Political and social evolution must not be confused with natural selection: it is human selection. Some years ago a cotton-planter in Georgia observed that the leaves on one of his plants was unlike the usual leaf; it was divided as if into fingers. So far nature had gone. The planter added his intelligence. He concluded that such a divided leaf would let in more sunshine on the cotton. Also such a leaf would not be comfortable for caterpillars. So he searched out one or two of these peculiar plants, transplanted them to a field by themselves; as they propagated, he plucked up those with the old leaf, cultivated those with the new,—and now these new cotton plants, finer than the old, free from caterpillars, are spread through many regions. That is human selection, based on natural selection, securing the fruits of evolution. It is just as applicable to man as to vegetation. A better man may be bred as well as a better kind of cotton. Already many old forms of crime have been largely bred out of society, by the substitution of imprisonment for thefts instead of the capital punishments which juries refused to inflict. Crime being largely hereditary, the offenders used to get free, and multiplied their bad species. But when punishments were assigned which juries were ready to inflict, the criminals were isolated for years, or transported, and their race diminished. The crime that now flourishes most is murder; because its death penalty survives. It was recently shown in Parliament that about three fourths of English murderers escape, mainly through aversion of juries, and merciful people, to inflict a savage and irrevocable penalty. Were capital punishment abolished the three fourths would be isolated for life. They would be kindly treated, but must have no offspring. No such survival of autocracy as a pardoning power could exist; no individual would be able to alter decrees of courts and juries. Instead of aiming at the murderer evolution aims at the murder. It will secure a survival of the peaceful, and breed ferocity out of man as it has bred the wolf out of dogs.
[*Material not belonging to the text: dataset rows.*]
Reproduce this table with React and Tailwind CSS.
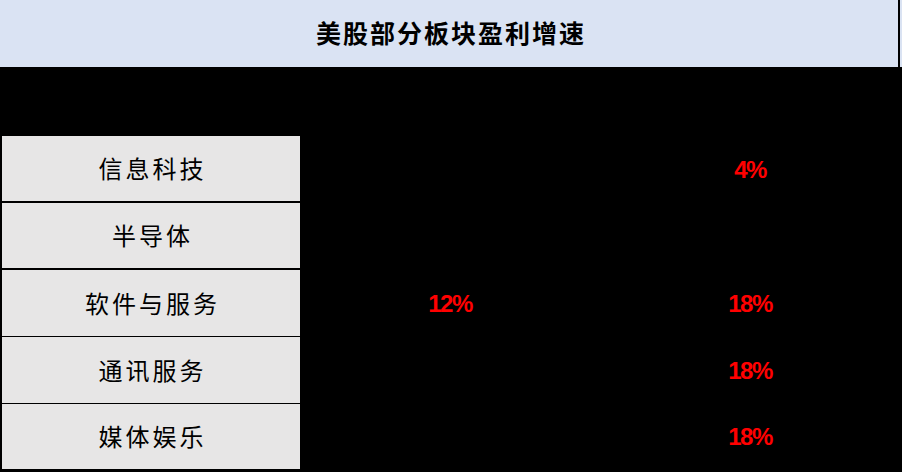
const rows = [
  { name: "信息科技", a: "", b: "4%", h: "h-[67px]", border: "border-b-2" },
  { name: "半导体", a: "", b: "", h: "h-[67px]", border: "border-b-2" },
  { name: "软件与服务", a: "12%", b: "18%", h: "h-[67px]", border: "border-b" },
  { name: "通讯服务", a: "", b: "18%", h: "h-[67px]", border: "border-b" },
  { name: "媒体娱乐", a: "", b: "18%", h: "h-[65px]", border: "" },
];

function App() {
  return (
    <div className="w-[902px] h-[472px] bg-black overflow-hidden font-['Noto_Sans_CJK_SC',sans-serif]">
      <div className="flex h-[67px]">
        <div className="flex-1 bg-[#dae3f3] flex items-center justify-center">
          <span className="text-[25px] font-bold text-black tracking-[2px] pl-[4px] pb-[2px]">
            美股部分板块盈利增速
          </span>
        </div>
        <div className="w-[2px] bg-black" />
        <div className="w-[2px] bg-[#dae3f3]" />
      </div>

      <div className="h-[69px]" />

      <div className="flex flex-col pl-[2px]">
        {rows.map((row, i) => (
          <div key={i} className={"flex " + row.h}>
            <div
              className={
                "w-[298px] bg-[#e7e6e6] border-black flex items-center justify-center " +
                row.border
              }
            >
              <span className="text-[24px] text-black tracking-[3px] pl-[3px] leading-none pb-[1px]">
                {row.name}
              </span>
            </div>
            <div className="w-[300px] flex items-center justify-center">
              <span className="font-['Liberation_Sans',sans-serif] text-[24px] font-bold text-[#ff0000] tracking-[-1.5px] leading-none">
                {row.a}
              </span>
            </div>
            <div className="w-[300px] flex items-center justify-center">
              <span className="font-['Liberation_Sans',sans-serif] text-[24px] font-bold text-[#ff0000] tracking-[-1.5px] leading-none">
                {row.b}
              </span>
            </div>
          </div>
        ))}
      </div>
    </div>
  );
}

export default App;
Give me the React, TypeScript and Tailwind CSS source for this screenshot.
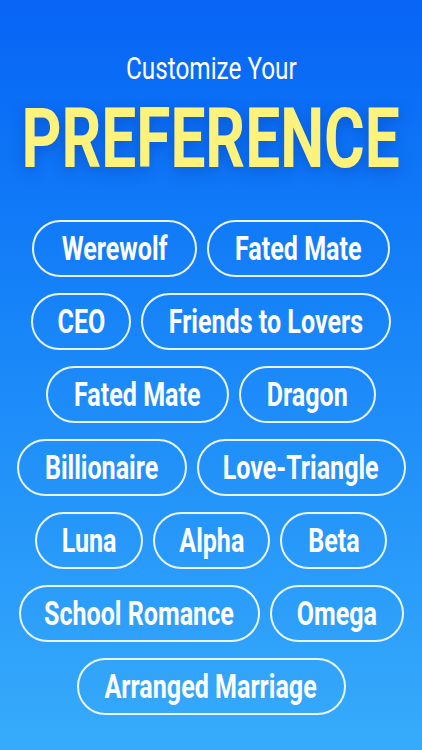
import React from 'react';

// tag label + pill width (px) as laid out in the design
const rows: [string, number][][] = [
  [['Werewolf', 165], ['Fated Mate', 183]],
  [['CEO', 100], ['Friends to Lovers', 250]],
  [['Fated Mate', 183], ['Dragon', 137]],
  [['Billionaire', 170], ['Love-Triangle', 209]],
  [['Luna', 108], ['Alpha', 117], ['Beta', 107]],
  [['School Romance', 241], ['Omega', 134]],
  [['Arranged Marriage', 269]],
];

export default function App() {
  return (
    <div className="w-[422px] h-[750px] overflow-hidden bg-gradient-to-b from-[#0864f5] to-[#37abfb] flex flex-col items-center font-['Roboto',sans-serif]">
      <h2 className="mt-[48px] text-white text-[32px] leading-[40px] whitespace-nowrap scale-x-[0.76]">
        Customize Your
      </h2>
      <h1 className="mt-[6px] text-[#fdf27c] text-[84px] leading-[90px] font-bold whitespace-nowrap scale-x-[0.74] [text-shadow:0_4px_16px_rgba(0,40,150,0.35)]">
        PREFERENCE
      </h1>
      <div className="mt-[36px] flex flex-col items-center gap-4">
        {rows.map((row, i) => (
          <div key={i} className="flex gap-[10px]">
            {row.map(([tag, w]) => (
              <div
                key={tag}
                style={{ width: w }}
                className="h-[57px] flex items-center justify-center rounded-full border-2 border-white/90"
              >
                <span className="text-white text-[33px] font-bold whitespace-nowrap scale-x-[0.76]">
                  {tag}
                </span>
              </div>
            ))}
          </div>
        ))}
      </div>
    </div>
  );
}
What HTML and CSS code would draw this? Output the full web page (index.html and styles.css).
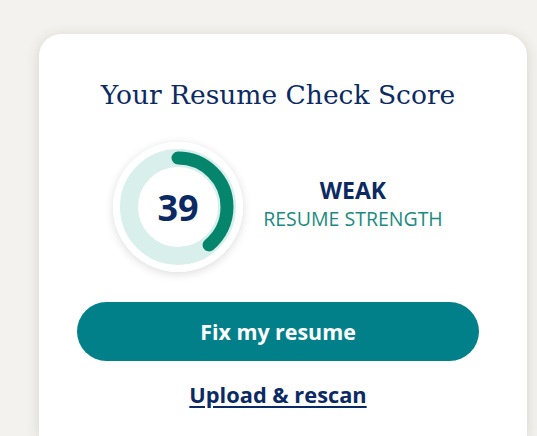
FILE: index.html
```html
<!DOCTYPE html>
<html>
<head>
<meta charset="utf-8">
<link rel="stylesheet" href="styles.css">
</head>
<body>
<div class="card">
  <h1 class="title">Your Resume Check Score</h1>
  <div class="score-row">
    <div class="gauge">
      <svg class="gauge-svg" width="130" height="130" viewBox="0 0 130 130">
        <circle cx="65" cy="65" r="65" fill="#ffffff"/>
        <circle cx="65" cy="65" r="49" fill="none" stroke="#d8efec" stroke-width="18"/>
        <circle cx="65" cy="65" r="49" fill="none" stroke="#04856c" stroke-width="13" stroke-linecap="round" stroke-dasharray="120.1 400" transform="rotate(-90 65 65)"/>
      </svg>
      <span class="gauge-num">39</span>
    </div>
    <div class="strength">
      <div class="strength-label">WEAK</div>
      <div class="strength-sub">RESUME STRENGTH</div>
    </div>
  </div>
  <button class="fix-btn">Fix my resume</button>
  <a class="rescan" href="#">Upload &amp; rescan</a>
</div>
</body>
</html>
```
FILE: styles.css
```css
html, body {
  margin: 0;
  padding: 0;
}
body {
  background: #f3f2ee;
  font-family: "Open Sans", Lato, sans-serif;
  height: 436px;
  overflow: hidden;
}
.card {
  margin: 34px 0 0 39px;
  width: 488px;
  height: 402px;
  box-sizing: border-box;
  background: #ffffff;
  border-radius: 22px 22px 0 0;
  box-shadow: 0 2px 14px rgba(60, 55, 40, 0.16);
  padding: 45px 48px 0 38px;
  display: flex;
  flex-direction: column;
  align-items: center;
}
.title {
  margin: 0;
  font-family: "DejaVu Serif", serif;
  font-weight: normal;
  font-size: 26.5px;
  line-height: 32px;
  color: #0b2a63;
  text-align: center;
}
.score-row {
  margin-top: 31px;
  display: flex;
  align-items: center;
  gap: 20px;
}
.gauge {
  position: relative;
  width: 130px;
  height: 130px;
  border-radius: 50%;
  box-shadow: 0 2px 10px rgba(0, 0, 0, 0.14);
}
.gauge-svg {
  display: block;
}
.gauge-num {
  position: absolute;
  inset: 0;
  display: flex;
  align-items: center;
  justify-content: center;
  font-weight: 700;
  font-size: 36px;
  color: #0b2a63;
}
.strength {
  width: 180px;
  margin-top: -7px;
  text-align: center;
}
.strength-label {
  font-weight: 700;
  font-size: 23px;
  line-height: 26px;
  color: #0b2a63;
}
.strength-sub {
  margin-top: 5px;
  font-size: 19.5px;
  line-height: 22px;
  color: #1c8a80;
  white-space: nowrap;
}
.fix-btn {
  margin-top: 30px;
  width: 402px;
  height: 59px;
  border: none;
  border-radius: 30px;
  background: #02808a;
  color: #ffffff;
  font-family: "Open Sans", Lato, sans-serif;
  font-weight: 700;
  font-size: 21.4px;
}
.rescan {
  margin-top: 20px;
  font-weight: 700;
  font-size: 21.8px;
  line-height: 28px;
  color: #0b2a63;
  text-decoration: underline;
  text-underline-offset: 3px;
  text-decoration-thickness: 2px;
}
```
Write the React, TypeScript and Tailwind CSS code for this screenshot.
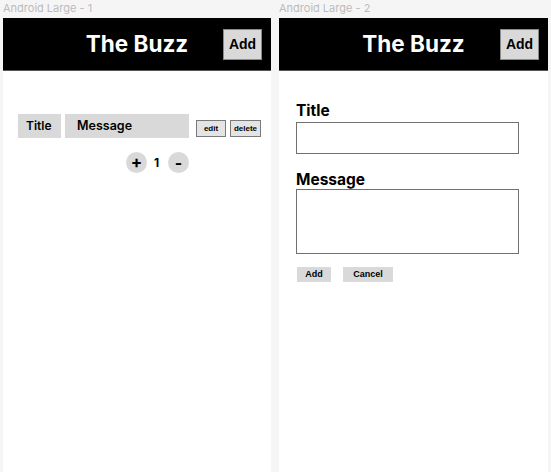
import type { ReactNode } from "react";

const inter = "font-['Inter','Liberation_Sans',sans-serif]";
const arial = "font-['Liberation_Sans','Arial',sans-serif]";

function Header() {
  return (
    <div className="grid h-[53px] grid-cols-[1fr_auto_1fr] items-center border-b border-[#555] bg-black">
      <div />
      <h1 className={`${inter} text-[22.5px] font-bold leading-none text-white`}>The Buzz</h1>
      <button
        className={`${arial} mr-[9px] h-[31px] w-[39px] justify-self-end border border-[#8a8a8a] bg-[#d9d9d9] text-[14px] font-bold text-black`}
      >
        Add
      </button>
    </div>
  );
}

function Frame({ label, width, children }: { label: string; width: string; children: ReactNode }) {
  return (
    <div className={`flex flex-col ${width}`}>
      <div className={`${inter} h-[18px] pt-[1px] text-[11px] leading-[14px] text-[#bcbcbc]`}>{label}</div>
      <div className="flex flex-1 flex-col bg-white">
        <Header />
        {children}
      </div>
    </div>
  );
}

function SmallButton({ children, className }: { children: ReactNode; className?: string }) {
  return (
    <button
      className={`${arial} flex h-[17px] items-center justify-center border border-[#7a7a7a] bg-[#e4e4e4] text-[8px] font-bold text-black ${className ?? ""}`}
    >
      {children}
    </button>
  );
}

function ListScreen() {
  return (
    <div className="flex flex-col pl-[15px] pt-[43px]">
      <div className="flex items-end">
        <div className={`${inter} flex h-[24px] w-[43px] items-center bg-[#d9d9d9] pl-[8px] text-[12px] font-semibold`}>
          Title
        </div>
        <div className={`${inter} ml-[4px] flex h-[24px] w-[124px] items-center bg-[#d9d9d9] pl-[12px] text-[12.5px] font-semibold`}>
          Message
        </div>
        <SmallButton className="mb-[1px] ml-[7px] w-[30px]">edit</SmallButton>
        <SmallButton className="mb-[1px] ml-[4px] w-[31px]">delete</SmallButton>
      </div>
      <div className={`${inter} ml-[108px] mt-[14px] flex items-center gap-[6px] text-[12px] font-bold`}>
        <span className="flex h-[21px] w-[21px] items-center justify-center rounded-full bg-[#d9d9d9] text-[17px] leading-none">
          +
        </span>
        <span className="w-[7px] text-center">1</span>
        <span className="ml-[2px] flex h-[21px] w-[21px] items-center justify-center rounded-full bg-[#d9d9d9] text-[16px] leading-none">
          -
        </span>
      </div>
    </div>
  );
}

function FormScreen() {
  return (
    <div className="flex flex-col pl-[17px] pt-[30px]">
      <label className={`${inter} text-[15.5px] font-bold leading-[19px] text-black`}>Title</label>
      <input className="mt-[2px] h-[32px] w-[223px] border border-[#707070] bg-white outline-none" />
      <label className={`${inter} mt-[16px] text-[15.5px] font-bold leading-[19px] text-black`}>Message</label>
      <textarea className="h-[65px] w-[223px] resize-none border border-[#707070] bg-white outline-none" />
      <div className="ml-[1px] mt-[13px] flex gap-[12px]">
        <button className={`${arial} h-[15px] w-[34px] bg-[#d9d9d9] text-[9px] font-bold text-black`}>Add</button>
        <button className={`${arial} h-[15px] w-[50px] bg-[#d9d9d9] text-[9px] font-bold text-black`}>Cancel</button>
      </div>
    </div>
  );
}

export default function App() {
  return (
    <div className="flex h-[472px] w-[551px] gap-[8px] overflow-hidden bg-[#f5f5f5] pl-[3px]">
      <Frame label="Android Large - 1" width="w-[268px]">
        <ListScreen />
      </Frame>
      <Frame label="Android Large - 2" width="w-[269px]">
        <FormScreen />
      </Frame>
    </div>
  );
}
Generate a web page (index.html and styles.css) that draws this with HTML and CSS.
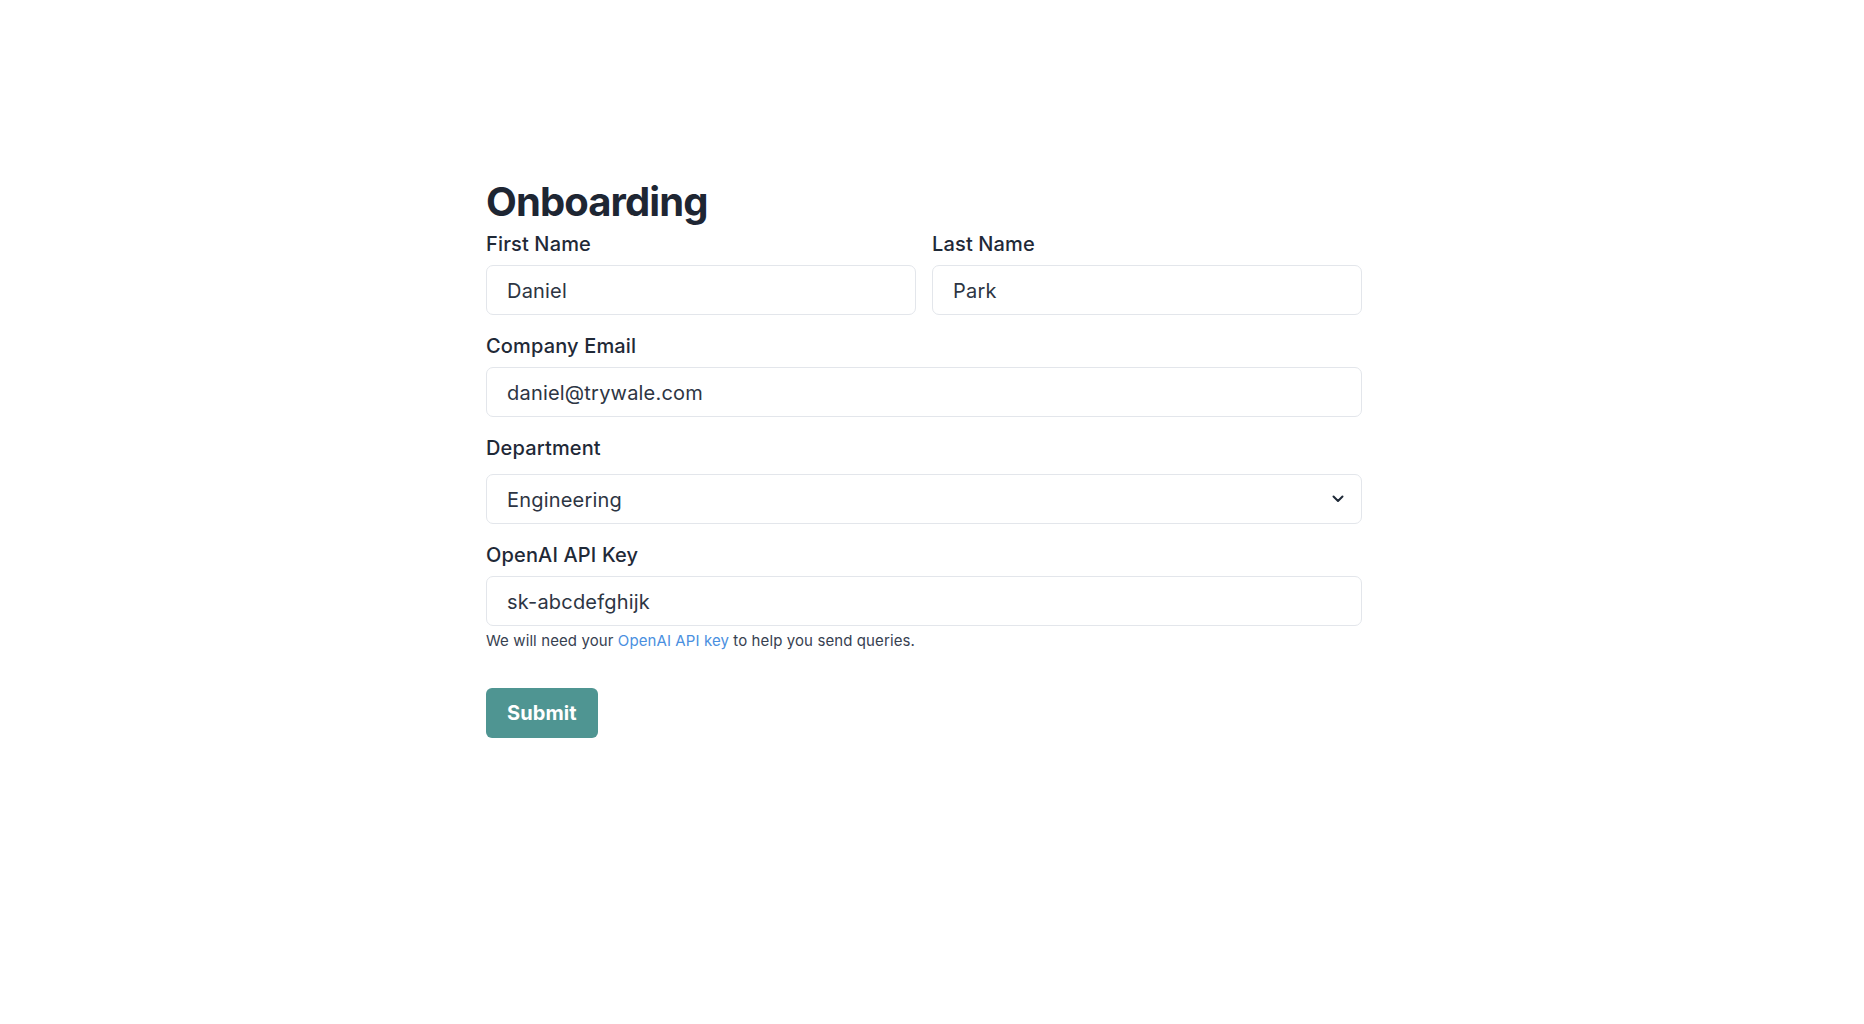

But that implies breeding the wolf out of our law. The eye for eye, blood for blood, spirit is wolfish. So is the whole revolutionary spirit, whether shown in armed violence, or in arbitrary laws. It can be acted upon, controlled, shamed out of society, only by pure moral and intellectual forces. There is no greater power than instructed thought, animated by love to man, enforced by honor and character.
There is as yet no civilised nation; civilisation exists in oases, which gradually encroach on the deserts. They have largely encroached on some of these already, but civilisation can only extend as it is real. The European nations are slicing up Africa among them. This we are told is Christian civilisation: they are taking their neighbor's property only because they love him like themselves. What is the civilisation going out there? You can see it in the dens of European cities. The Africans have got to be dragged through all that. What kind of religion will go there? A Bible recording divinely ordered massacres will be put in every savage hand. Stanley says that when in sore trouble, in the African forest, he made a vow that if God would only help him, he would acknowledge his aid among men. His troubles began to clear next day. God was indifferent, it seems, so long as man and beast were suffering, but when this great temptation was held out to Jehovah—this promise of distinguished patronage—he at once interfered. There is nothing new about that God. In the Bible, his providence is always purchasable by glory. There are thousands of such gods in Africa. But Europeans are going there as representatives of civilisation, and will say to them in the name of German and English Science, in the name of Berlin, Oxford, and Cambridge,—"These be thy gods, O Africa! Only agree to call their name Jehovah, who helped Jephtha, when he vowed a sacrifice which proved to be his daughter, and who helped Stanley on condition that the service would be reported in the press."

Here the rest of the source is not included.